Claudio: It depends really on what you want to achieve but generally these tools should decrease time to market. It depends what kind of savings you want to get. You can’t write a see code and be sure you will get the exact hardware that you want. It won’t come for free. Most of the time you have to involve yourself with the hardware and you can’t hope too much on just the C code.

Jari: One problem would be that your C code is sequential and your reconfigurable architecture platform and peripherals are not.

Claudio: There have been lots of efforts in this respect and for sure a lot of people disagree with the subject. Tool or human being should reverse engineer the code, understand what algorithm does and extract the parallelism code and then compare them and point out which is not incorporated to the previous code.

 Question7: What is the role of the operating systems in regard with the reconfigurable architecture?

Leandro: In some many-cores you have reconfiguration at some points that the operating system kernel wouldn’t even be aware of it because the decision has been taken at lower level.

Luca: Some parts of this problem have been already dealt with quite nicely. If you look at the processor base and accelerator base architectures -just to give you very practical example- if you look at the runtime opencl, which manages as a GPU, it does already 90% of the job. In there you have all the instructions and drivers.  You  can  define  a  task  graph  where  the  tasks  are  kernels.  Kernels are data parallel and they are scheduled to the machine so they are taking processors clusters from the machine and these are being done dynamically. Scheduling these kernels on a GPU is very similar to scheduling configuration on an FPGA. So I think the answer to your question is, yes it is very important and people are working on it today. In my view how you manage a GPU today is very similar to how you manage a dynamical reconfigurable hardware. So there are already answers to this question but what is missing today  is  that  the  hardware  fabric  and  FPGA  themselves  are  not  so  friendly  to  this  kind  of  dynamic management. 

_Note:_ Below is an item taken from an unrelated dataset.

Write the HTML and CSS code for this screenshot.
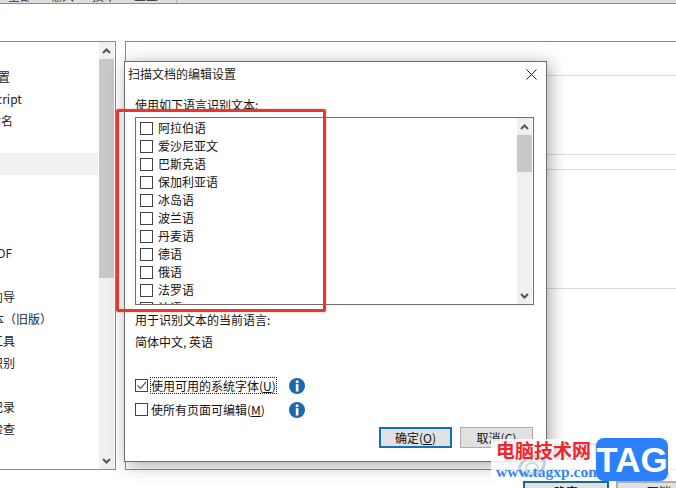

Tapani: There have been a lot of European researches also behind several projects that really try to map an arbitrary C application into DSP or FPGA. Also a small company called Blue Bee Technology that has been claiming success. But I would like to see the demonstration when it comes to any arbitrary application on an arbitrary platform. So far, I have not seen any demonstration of it. But it’s an interesting one.

Quastion8: Is software reconfigurability actually in the umbrella name of reconfigurable computing?

Leandro: I don’t think there is a well-established taxonomy for what reconfigurability really is. Different between the  use  of  programmable,  reconfigurable  and  adaptive  depends  on  how  often  you  change  your behaviour.  Is  it  done  every  cycle,  with  every  bit  stream or on  every  time  your  adaptive  control  system decides to change the mode? So it’s a matter of how often you do it? How often your dynamic behaviour changes? You can find different text books and papers that use these words in different ways.

Question9: With the discussion until now I came up with few conclusions: Do we really need reconfiguration? Yes we do need. We do need reconfiguration; because for instance in FPGA we can use it for recompression. Do we need partial reconfiguration? In my opinion, yes we need it because I want only part of my logic to change. I want the rest of the system to work as before. And of course it would be very good to involve software engineers in this field and have a tool to deliver reconfigurable HW from C code. But the thing is that they can’t do this because synthesizes tools show that they will not be optimal enough. Up to my knowledge we have not been able to convince the investors to invest on making a tool chain for CGRAs.

Jari: let’s ask the panel what would you do if you had extra million Euros for investing coarse grain reconfigurable company?

Tapani: Obviously the development tool for CGRAs will take place in one form or another. My guess is that it will happen gradually. It is not going to be a disruptive migration by some brilliant new CGRA tool acquired by some unknown company. Industrial tools will develop under market demands.

Question10: Suppose you take extra passive device for video and MPEG encoders, which have similar implementation, if we can route this similar implementation and put them on the cloud, how efficient this could be? Is this feasible or not?

Tapani: I am not a member of cloud team who would be worry about clock computing and security but it would be a massive storage for your data.

Leandro: I really want to have an embedded system in such a way that it has the lowest possible specification which satisfies the requirements with the performance cost, energy and so on. If you assume that you have such a system on the cloud and use your infinite storage for infinite processing, for every piece of computation that I can do remotely at zero cost, I have to pay the cost of communication to get the result back. If the cost of communication is less that the cost of computation, of course I can do the infinite similar sort of thread of my multi-processor as well. The major problem at the moment is the level of dependability, which is very hard to be qualified. Hence, even if the cost of communication of the results is low but the dependability of your kernel is high, it sounds like that this will be invalid in the cloud. Another problem at the moment is the reliability of this communication.

Tapani: The amount of data you need to retrieve from the cloud can be the communication bottleneck. You will face a problem if there is potentially huge amount of data to send to the cloud at the beginning, but the result is small amount of data. In this case it is beneficial if you route the communication back to your device. The future will show what would come over the cloud in the end. Working with cloud is also not energy efficient at some cases.

Claudio: Last year professor Jan Rabaey was in Tampere. In his speech he mentioned that for sure, energy consumption would be the future concern; because in his vision, massive amount of computation would have to be done in the data center. I believe that, in some cases, the bandwidth and latency are other issues. Probably in most cases latency won’t be that critical that t we cannot afford to wait even for a very short time but I’m not 100% sure about the power consumption.

Leandro: We have some example of 3D rendering for complex games. Many companies are remotely rendering videos of the games, on big farms. In these cases losing a frame of game might lead to get shot on the game, but you will not die in a real life. If such a thing is controlling a plain, I am not sure if I would fly with that plain.

Tapani: Exactly. If you have a battery power device that you want to have mobile game on it, obviously it is not going to be happened with 1 ampere of the battery. You need the computation power from the cloud to enable this type of application.

Jari: I think we are so far from where we started, so we are high up in the clouds now, I think it’s done and thanks to these gentlemen for their nice discussion.